▶ [INFORMATION SUPPLIED]:
-------------------------
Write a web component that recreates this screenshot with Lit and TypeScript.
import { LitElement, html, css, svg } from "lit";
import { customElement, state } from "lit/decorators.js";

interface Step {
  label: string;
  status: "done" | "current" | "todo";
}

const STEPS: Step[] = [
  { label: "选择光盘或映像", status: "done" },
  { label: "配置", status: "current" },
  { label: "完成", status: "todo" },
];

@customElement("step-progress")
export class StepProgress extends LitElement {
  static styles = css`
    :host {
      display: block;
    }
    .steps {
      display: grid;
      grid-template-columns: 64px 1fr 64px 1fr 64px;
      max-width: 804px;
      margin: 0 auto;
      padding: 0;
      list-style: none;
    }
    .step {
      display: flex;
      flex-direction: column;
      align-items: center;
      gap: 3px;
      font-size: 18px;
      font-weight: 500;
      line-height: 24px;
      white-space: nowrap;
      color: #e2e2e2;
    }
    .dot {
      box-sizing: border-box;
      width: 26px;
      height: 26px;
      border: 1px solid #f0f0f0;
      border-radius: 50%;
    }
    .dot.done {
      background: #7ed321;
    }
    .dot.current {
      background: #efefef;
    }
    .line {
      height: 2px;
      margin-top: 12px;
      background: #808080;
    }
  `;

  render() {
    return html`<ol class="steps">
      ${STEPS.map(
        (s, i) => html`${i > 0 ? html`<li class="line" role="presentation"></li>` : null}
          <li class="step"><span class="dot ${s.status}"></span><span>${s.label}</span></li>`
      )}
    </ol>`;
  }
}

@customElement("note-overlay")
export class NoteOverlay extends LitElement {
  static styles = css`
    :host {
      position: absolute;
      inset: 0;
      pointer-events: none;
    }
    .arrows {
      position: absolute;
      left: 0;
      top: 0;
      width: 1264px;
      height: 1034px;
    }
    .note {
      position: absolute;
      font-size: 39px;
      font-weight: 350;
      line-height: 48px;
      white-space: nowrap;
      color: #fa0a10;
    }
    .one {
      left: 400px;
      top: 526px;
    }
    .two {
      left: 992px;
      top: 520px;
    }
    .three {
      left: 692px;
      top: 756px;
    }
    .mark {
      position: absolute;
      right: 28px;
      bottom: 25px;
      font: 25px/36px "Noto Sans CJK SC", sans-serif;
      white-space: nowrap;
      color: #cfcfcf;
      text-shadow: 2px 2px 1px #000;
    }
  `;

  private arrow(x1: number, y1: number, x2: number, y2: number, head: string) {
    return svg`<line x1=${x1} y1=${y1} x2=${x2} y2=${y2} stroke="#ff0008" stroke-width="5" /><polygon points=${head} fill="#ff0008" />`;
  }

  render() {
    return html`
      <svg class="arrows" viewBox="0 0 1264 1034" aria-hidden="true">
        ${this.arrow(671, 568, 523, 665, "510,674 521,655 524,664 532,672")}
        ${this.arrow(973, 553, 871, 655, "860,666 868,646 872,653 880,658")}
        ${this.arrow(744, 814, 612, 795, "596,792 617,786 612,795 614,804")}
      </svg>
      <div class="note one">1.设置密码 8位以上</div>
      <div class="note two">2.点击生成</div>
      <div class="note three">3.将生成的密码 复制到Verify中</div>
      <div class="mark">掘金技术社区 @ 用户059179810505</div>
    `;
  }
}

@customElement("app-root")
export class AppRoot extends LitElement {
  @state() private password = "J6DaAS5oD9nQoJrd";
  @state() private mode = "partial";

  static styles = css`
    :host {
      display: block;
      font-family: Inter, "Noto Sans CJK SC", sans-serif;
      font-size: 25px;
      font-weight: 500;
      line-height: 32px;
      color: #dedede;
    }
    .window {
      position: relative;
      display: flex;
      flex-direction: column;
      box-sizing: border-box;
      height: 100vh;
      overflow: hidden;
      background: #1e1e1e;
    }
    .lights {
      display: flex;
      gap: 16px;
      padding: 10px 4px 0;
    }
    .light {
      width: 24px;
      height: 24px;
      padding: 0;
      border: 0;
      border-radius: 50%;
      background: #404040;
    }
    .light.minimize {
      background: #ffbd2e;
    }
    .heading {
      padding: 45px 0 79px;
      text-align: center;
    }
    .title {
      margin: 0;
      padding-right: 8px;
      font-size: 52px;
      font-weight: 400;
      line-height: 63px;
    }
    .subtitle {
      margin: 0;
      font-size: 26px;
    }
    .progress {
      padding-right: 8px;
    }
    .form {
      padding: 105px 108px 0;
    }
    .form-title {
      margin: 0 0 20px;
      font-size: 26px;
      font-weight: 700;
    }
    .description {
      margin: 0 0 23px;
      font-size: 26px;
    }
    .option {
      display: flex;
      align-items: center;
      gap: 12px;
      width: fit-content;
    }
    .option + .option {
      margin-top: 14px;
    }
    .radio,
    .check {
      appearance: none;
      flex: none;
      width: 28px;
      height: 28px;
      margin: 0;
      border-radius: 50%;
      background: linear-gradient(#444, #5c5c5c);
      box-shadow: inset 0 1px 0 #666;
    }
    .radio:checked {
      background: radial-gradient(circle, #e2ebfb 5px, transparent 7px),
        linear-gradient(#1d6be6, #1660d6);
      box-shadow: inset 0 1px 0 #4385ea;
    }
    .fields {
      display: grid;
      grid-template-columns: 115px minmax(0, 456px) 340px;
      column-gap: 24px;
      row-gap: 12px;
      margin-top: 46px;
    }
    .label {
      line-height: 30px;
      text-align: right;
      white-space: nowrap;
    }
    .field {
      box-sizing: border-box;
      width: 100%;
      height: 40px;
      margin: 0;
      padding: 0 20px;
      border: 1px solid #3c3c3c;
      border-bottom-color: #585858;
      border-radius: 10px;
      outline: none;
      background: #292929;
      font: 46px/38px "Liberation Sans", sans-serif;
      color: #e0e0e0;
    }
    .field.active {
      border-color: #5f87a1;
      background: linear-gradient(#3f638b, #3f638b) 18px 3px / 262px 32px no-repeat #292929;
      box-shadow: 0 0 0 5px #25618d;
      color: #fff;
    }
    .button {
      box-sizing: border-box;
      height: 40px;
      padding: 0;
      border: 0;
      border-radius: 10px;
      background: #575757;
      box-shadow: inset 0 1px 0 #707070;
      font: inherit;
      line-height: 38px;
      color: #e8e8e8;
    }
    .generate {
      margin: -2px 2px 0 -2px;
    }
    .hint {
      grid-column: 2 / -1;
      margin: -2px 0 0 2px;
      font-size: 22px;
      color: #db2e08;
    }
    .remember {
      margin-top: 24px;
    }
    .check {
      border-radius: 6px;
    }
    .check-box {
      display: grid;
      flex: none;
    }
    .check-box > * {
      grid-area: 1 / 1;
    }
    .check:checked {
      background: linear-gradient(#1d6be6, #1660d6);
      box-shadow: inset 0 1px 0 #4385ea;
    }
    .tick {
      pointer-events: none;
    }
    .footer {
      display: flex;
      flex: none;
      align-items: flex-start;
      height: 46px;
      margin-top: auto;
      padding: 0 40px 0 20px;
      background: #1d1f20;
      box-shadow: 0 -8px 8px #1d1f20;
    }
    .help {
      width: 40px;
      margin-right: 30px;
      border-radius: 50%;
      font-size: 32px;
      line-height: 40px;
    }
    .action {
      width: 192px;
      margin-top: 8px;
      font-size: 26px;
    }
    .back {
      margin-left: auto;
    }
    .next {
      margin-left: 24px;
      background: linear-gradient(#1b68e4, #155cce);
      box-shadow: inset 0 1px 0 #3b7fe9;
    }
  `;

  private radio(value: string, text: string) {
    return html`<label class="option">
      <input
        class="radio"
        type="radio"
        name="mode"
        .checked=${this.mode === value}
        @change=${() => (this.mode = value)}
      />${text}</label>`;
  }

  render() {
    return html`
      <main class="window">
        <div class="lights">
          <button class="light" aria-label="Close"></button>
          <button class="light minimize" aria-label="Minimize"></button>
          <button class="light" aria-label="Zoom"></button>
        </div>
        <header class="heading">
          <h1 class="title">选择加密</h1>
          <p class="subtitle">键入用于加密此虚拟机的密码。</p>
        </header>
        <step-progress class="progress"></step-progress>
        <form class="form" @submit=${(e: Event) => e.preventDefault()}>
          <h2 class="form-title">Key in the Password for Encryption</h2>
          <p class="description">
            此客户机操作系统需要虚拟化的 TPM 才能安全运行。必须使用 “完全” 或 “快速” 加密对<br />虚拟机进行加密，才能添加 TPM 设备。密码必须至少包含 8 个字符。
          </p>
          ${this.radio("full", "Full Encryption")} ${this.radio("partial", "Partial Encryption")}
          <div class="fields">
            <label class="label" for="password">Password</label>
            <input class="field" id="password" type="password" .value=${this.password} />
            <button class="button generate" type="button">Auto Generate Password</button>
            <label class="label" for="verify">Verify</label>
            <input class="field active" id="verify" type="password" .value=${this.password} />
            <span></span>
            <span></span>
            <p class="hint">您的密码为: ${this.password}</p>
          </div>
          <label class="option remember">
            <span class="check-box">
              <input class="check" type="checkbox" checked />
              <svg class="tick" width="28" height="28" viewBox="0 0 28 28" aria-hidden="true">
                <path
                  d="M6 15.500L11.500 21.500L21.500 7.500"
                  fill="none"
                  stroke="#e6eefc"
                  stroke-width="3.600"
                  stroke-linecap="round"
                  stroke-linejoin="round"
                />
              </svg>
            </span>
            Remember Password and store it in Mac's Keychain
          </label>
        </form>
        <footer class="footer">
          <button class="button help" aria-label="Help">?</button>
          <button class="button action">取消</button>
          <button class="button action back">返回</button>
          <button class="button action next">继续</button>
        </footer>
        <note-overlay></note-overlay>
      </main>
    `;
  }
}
-------------------------
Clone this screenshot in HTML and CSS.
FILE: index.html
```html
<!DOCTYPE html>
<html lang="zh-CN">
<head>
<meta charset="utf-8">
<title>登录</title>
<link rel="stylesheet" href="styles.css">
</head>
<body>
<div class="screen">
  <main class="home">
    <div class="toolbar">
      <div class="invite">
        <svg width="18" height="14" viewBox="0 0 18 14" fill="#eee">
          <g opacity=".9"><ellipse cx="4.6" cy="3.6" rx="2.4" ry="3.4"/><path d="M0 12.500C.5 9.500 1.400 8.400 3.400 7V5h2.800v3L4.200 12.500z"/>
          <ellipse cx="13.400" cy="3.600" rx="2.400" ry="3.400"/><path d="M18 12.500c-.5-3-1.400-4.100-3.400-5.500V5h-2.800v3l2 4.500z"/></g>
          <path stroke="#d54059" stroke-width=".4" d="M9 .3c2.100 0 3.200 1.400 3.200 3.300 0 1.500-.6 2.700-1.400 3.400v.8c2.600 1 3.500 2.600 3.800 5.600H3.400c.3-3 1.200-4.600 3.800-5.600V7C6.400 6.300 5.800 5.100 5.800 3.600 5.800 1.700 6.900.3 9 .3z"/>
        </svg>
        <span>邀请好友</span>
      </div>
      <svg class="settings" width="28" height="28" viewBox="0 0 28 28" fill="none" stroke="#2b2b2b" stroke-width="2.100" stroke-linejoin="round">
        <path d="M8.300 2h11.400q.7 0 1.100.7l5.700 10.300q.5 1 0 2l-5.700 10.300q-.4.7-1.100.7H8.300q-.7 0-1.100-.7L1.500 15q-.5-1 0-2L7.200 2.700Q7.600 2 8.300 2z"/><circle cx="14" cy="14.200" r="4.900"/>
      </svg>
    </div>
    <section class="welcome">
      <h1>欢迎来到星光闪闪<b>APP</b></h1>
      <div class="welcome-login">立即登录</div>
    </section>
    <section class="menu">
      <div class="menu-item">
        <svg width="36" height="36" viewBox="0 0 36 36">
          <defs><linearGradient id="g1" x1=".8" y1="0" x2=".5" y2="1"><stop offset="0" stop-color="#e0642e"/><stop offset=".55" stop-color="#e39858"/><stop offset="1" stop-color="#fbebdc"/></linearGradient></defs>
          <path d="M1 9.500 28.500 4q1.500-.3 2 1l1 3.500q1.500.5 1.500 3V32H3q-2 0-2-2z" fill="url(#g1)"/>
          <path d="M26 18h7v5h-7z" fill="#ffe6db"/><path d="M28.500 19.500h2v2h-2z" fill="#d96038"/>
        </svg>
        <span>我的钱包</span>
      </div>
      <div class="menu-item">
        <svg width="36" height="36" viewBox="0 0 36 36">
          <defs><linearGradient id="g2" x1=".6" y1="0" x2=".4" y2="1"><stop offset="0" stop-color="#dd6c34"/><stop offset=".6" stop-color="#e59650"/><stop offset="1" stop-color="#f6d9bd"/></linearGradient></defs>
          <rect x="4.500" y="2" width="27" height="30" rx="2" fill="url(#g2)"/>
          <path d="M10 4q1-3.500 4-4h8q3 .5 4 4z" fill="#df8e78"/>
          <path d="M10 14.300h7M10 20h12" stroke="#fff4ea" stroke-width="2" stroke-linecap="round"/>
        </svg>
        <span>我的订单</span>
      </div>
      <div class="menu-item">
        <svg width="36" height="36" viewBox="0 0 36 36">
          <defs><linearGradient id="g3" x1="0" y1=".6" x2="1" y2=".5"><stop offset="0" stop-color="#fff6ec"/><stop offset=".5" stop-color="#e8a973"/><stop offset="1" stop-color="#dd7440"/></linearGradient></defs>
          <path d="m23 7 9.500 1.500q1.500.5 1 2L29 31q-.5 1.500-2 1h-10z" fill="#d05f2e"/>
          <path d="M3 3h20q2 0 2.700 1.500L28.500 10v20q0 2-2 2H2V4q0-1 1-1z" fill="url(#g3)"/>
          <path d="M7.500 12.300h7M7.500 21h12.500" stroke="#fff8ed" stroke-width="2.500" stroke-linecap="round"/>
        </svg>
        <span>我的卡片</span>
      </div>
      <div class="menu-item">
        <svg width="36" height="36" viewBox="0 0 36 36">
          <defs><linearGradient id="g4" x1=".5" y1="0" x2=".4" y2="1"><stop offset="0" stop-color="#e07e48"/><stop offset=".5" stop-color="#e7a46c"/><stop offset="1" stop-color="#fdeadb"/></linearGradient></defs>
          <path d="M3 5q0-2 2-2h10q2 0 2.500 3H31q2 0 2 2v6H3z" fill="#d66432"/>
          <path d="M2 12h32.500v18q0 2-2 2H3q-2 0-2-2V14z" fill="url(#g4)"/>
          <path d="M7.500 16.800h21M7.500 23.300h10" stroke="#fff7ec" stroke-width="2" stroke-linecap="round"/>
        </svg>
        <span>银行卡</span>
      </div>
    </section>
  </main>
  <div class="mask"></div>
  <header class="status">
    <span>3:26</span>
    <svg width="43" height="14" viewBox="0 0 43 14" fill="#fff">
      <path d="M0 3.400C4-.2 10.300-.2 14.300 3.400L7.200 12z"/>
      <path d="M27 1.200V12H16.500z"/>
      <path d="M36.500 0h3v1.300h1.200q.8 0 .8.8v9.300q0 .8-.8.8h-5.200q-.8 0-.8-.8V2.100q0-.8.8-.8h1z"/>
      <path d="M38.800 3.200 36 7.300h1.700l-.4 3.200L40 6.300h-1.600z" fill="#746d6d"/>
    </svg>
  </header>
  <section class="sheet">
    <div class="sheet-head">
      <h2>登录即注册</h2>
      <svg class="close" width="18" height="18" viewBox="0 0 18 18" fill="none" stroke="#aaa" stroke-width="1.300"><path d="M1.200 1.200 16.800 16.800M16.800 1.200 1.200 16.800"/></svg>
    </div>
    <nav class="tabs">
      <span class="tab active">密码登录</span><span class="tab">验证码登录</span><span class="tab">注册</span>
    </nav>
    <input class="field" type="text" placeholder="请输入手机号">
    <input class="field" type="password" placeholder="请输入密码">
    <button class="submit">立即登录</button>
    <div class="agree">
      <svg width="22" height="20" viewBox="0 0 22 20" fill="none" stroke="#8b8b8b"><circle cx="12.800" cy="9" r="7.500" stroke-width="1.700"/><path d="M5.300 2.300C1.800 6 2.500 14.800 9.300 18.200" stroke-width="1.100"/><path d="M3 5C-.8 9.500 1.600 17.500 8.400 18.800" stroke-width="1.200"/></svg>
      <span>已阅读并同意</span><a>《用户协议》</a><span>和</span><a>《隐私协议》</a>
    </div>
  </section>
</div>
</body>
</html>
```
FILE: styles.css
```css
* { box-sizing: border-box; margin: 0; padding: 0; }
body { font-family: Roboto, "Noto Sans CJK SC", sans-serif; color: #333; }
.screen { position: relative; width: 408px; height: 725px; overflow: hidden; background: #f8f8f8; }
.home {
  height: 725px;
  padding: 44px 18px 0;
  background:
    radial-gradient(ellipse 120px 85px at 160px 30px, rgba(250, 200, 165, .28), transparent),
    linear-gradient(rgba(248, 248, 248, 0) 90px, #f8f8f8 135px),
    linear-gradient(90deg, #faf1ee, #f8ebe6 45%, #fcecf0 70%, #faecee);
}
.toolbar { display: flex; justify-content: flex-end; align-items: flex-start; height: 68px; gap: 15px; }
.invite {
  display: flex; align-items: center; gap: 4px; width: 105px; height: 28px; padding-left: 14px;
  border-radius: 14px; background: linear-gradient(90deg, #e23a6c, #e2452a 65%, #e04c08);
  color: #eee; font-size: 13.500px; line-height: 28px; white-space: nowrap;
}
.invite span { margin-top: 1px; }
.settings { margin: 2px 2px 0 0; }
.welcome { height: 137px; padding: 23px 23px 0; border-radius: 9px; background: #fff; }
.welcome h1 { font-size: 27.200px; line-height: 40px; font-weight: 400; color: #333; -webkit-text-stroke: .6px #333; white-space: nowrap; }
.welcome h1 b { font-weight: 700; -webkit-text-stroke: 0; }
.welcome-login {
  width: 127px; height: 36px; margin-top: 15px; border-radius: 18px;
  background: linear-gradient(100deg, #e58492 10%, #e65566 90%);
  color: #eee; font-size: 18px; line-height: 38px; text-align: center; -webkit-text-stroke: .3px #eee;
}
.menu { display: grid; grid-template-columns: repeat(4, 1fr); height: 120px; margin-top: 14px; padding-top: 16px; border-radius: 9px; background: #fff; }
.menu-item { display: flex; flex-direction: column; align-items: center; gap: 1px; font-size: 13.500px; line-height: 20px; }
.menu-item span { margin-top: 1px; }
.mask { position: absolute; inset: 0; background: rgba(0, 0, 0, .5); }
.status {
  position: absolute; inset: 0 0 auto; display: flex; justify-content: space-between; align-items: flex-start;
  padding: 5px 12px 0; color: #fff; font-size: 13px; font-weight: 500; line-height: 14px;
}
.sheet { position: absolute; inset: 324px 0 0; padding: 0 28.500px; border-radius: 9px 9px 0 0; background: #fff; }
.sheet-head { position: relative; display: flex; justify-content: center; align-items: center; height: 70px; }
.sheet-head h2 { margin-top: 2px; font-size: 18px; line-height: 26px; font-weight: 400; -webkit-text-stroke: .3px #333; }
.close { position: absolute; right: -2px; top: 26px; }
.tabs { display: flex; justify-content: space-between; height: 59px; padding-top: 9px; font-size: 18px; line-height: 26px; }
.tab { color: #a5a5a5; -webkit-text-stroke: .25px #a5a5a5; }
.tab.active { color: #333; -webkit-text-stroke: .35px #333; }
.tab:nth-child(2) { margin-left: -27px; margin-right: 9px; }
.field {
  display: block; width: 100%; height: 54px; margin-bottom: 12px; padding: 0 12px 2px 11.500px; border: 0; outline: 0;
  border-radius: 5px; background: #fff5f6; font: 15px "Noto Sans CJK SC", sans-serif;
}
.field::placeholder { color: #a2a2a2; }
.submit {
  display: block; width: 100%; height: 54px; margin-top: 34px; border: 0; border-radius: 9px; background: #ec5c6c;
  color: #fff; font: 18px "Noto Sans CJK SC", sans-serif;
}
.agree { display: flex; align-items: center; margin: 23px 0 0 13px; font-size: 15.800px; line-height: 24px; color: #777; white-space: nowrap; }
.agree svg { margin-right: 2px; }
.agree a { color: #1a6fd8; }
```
-------------------------
▶ [STATED EXERCISE]: List the lines of the records where "screenshot" occurs.

▶ [ANSWER TO THE PROBLEM]:
Write a web component that recreates this screenshot with Lit and TypeScript.
Clone this screenshot in HTML and CSS.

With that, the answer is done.